Stacker Cranes Cure Pallet Pain
Pharmaceutical manufacturer Catalent prescribed an automated storage and retrieval system to treat inefficient pallet storage in its high-bay warehouse.
For companies with busy and complex warehousing operations, running short of inventory storage space can be a bitter pill to swallow. Through an imaginative approach to stacker crane use in a uniquely designed facility, pharmaceutical manufacturer Catalent Pharma Solutions maximized materials handling flexibility and efficiency to increase capacity at its Philadelphia packaging center.
Catalent develops and manufactures softgel capsules, modified release oral solids, and prefilled syringes in an extensive manufacturing facility network that includes more than 20 sites across five continents. Many of these facilities also provide commercial packaging services—filling bottles, pouches, and blister strips with tablets, powders, and liquid solutions—to the healthcare industry.
Catalent’s Philadelphia facility is representative of the company’s global distribution center (DC) operations. The site provides healthcare industry partners with a full solution, from primary package design and engineering to filling, assembling, and labeling packages, and managing secondary packaging. The Philadelphia site specializes in cold chain biotech packaging, as well as bottling, blistering, and pouching.
To gain operations efficiency and storage space, Catalent dramatically renovated the facility. The first step in the project was partnering with materials handling equipment provider LTW Intralogistics, an Austrian company with U.S. headquarters in Emigsville, Pa. LTW manufactures automatic and manually operated stacker cranes, and delivers components including racking, conveyors, and warehouse management software for high-bay warehouse systems. The company also provides engineering and project management for turnkey warehouse solutions, and specializes in handling loads from 20 to 20,000 pounds.
The Philadelphia facility presented an interesting design challenge. "Three existing buildings stood surrounding an empty space," says LTW’s North American president, Daryl Hull. "We added a fourth building in the middle, and tore down walls to connect the existing buildings to it, creating a single facility that provided a more efficient workflow, increased warehouse density, and netted considerable electricity and refrigeration savings."
Ready to Move
To support the facility’s cold chain activities, the renovated site features refrigerated storage for 880 pallets. It also houses a Class II vault for storing controlled drugs. The majority of the plant’s packaged product, however, is stored in the high-bay warehouse system at an ambient temperature.
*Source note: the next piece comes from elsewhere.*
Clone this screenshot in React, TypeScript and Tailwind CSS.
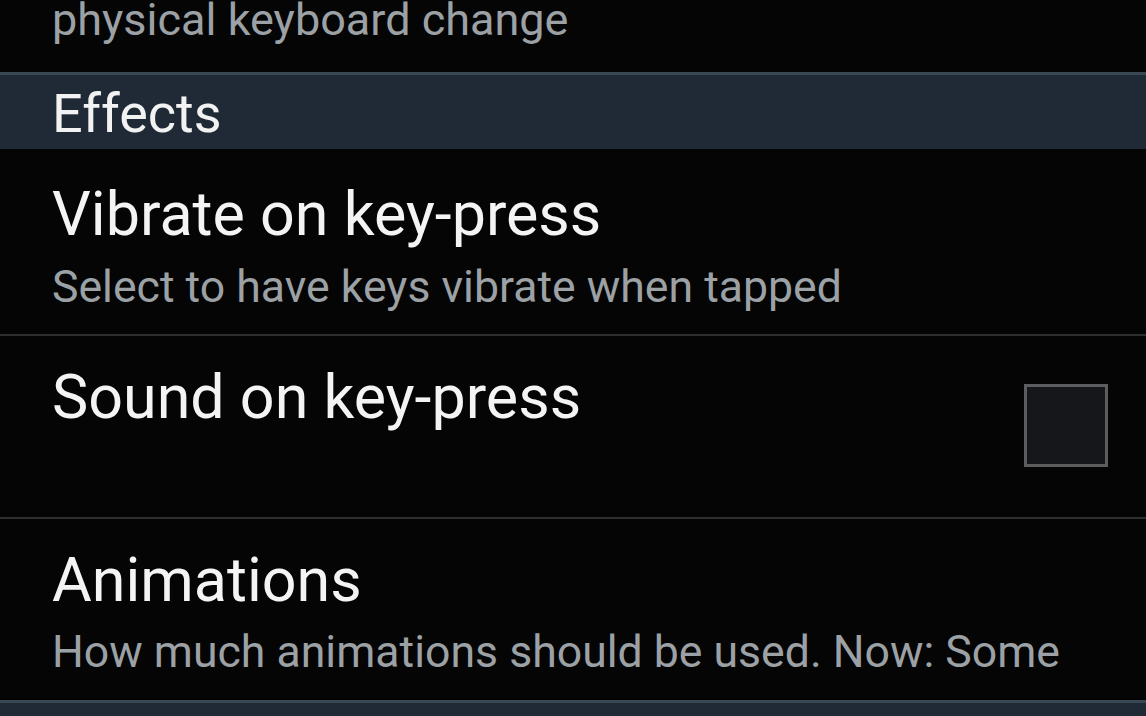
import React from 'react';

const font = { fontFamily: 'Roboto, "Noto Sans", sans-serif' };

function Row({
  title,
  summary,
  checkbox,
  h,
  pt,
  gap,
  last,
}: {
  title: string;
  summary?: string;
  checkbox?: boolean;
  h: string;
  pt: string;
  gap?: string;
  last?: boolean;
}) {
  return (
    <div className={`flex items-start justify-between pl-[52px] pr-[38px] ${h} ${last ? '' : 'border-b-2 border-[#2e2f31]'}`}>
      <div className={pt}>
        <div className="whitespace-nowrap text-[61px] leading-[70px] text-[#f4f4f4]">{title}</div>
        {summary && <div className={`whitespace-nowrap text-[44.6px] leading-[52px] text-[#9ca1a5] ${gap}`}>{summary}</div>}
      </div>
      {checkbox && <div className="mt-[48px] h-[83px] w-[84px] border-[3px] border-[#5c5d5f] bg-[#15171a]" />}
    </div>
  );
}

export default function App() {
  return (
    <div className="flex h-[716px] w-[1146px] flex-col overflow-hidden bg-[#050505]" style={font}>
      {/* previous item tail */}
      <div className="flex h-[72px] shrink-0 flex-col pl-[52px]">
        <div className="-mt-[3px] text-[45px] leading-[45px] text-[#9ca1a5]">physical keyboard change</div>
      </div>

      {/* Effects header */}
      <div className="h-[77px] shrink-0 border-t-[3px] border-[#3a4754] bg-[#1f2a36] pl-[52px]">
        <div className="pt-[8px] text-[54px] leading-[62px] text-[#f2f2f2]">Effects</div>
      </div>

      <Row h="h-[187px] shrink-0" pt="pt-[30px]" gap="mt-[12px]" title="Vibrate on key-press" summary="Select to have keys vibrate when tapped" />
      <Row h="h-[183px] shrink-0" pt="pt-[26px]" title="Sound on key-press" checkbox />
      <Row h="h-[181px] shrink-0" pt="pt-[26px]" gap="mt-[11px]" title="Animations" summary="How much animations should be used. Now: Some" last />

      {/* next header */}
      <div className="h-[16px] shrink-0 border-t-[3px] border-[#3a4754] bg-[#1f2a36]" />
    </div>
  );
}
Workers box, label, palletize, and shrinkwrap products coming from the plant’s 63 packaging suites, then move the pallets by lift truck to an automated storage and retrieval system (AS/RS) induction conveyor for storage in the high bay. This 54-foot-high, five-aisle bay holds 19,000 pallets, stacked nine pallets high.
"Software tracks pallet throughput around the clock," says Justin Smith, Catalent’s logistics director of supply chain. "We can handle more than 630 pallet moves in a 24-hour period."
LTW assisted Catalent in designing the optimized AS/RS to meet the facility’s needs, while keeping costs in check. For example, the DC’s five aisles would typically necessitate five automated cranes—one per aisle. On an average day, however, Catalent would use only 30 to 40 percent of the system’s capacity to move its palletized product.
LTW designed a new version of the system that used only three cranes, instead of five, saving $800,000 in equipment investment. "Matching the number of stacker cranes to the warehouse’s throughput needs, instead of to the number of aisles, reduces capital investment and operating costs," Smith notes.
With up to 2,000-pound pallet payload capacity, the cranes manage not only all the facility’s pallet handling, but also most of the materials receiving, and shipping for both finished products and waste materials.
An Easy Fix
Unlike conventional aisle-changing cranes, which are limited in flexibility, the cranes at the Catalent facility continue when they reach the end of an aisle, traveling on a curved 12-foot track that directs the crane into the next aisle to continue storing and retrieving pallets.
This flexibility also pays off when equipment fails. Repairing conventional stacker cranes can be difficult because they are often stuck in place when they malfunction. Repairs can be time-consuming, and the maintenance crew often must bore holes in the facility’s roof to access the broken machine. The cranes in the Catalent facility, however, can be pushed off-track to a separate area for repair.
"These cranes virtually eliminate the supervision, equipment, and maintenance problems that plagued earlier aisle-changing cranes," Smith notes.
For Catalent, the new system was just what the doctor ordered. "Our Philadelphia facility now leverages fully automated warehousing, distribution, and packaging functions, thanks to the AS/RS and aisle-changing stacker cranes," Smith says. "We can move products from packaging into storage, then ship them to our clients or distribution centers with efficiency and flexibility."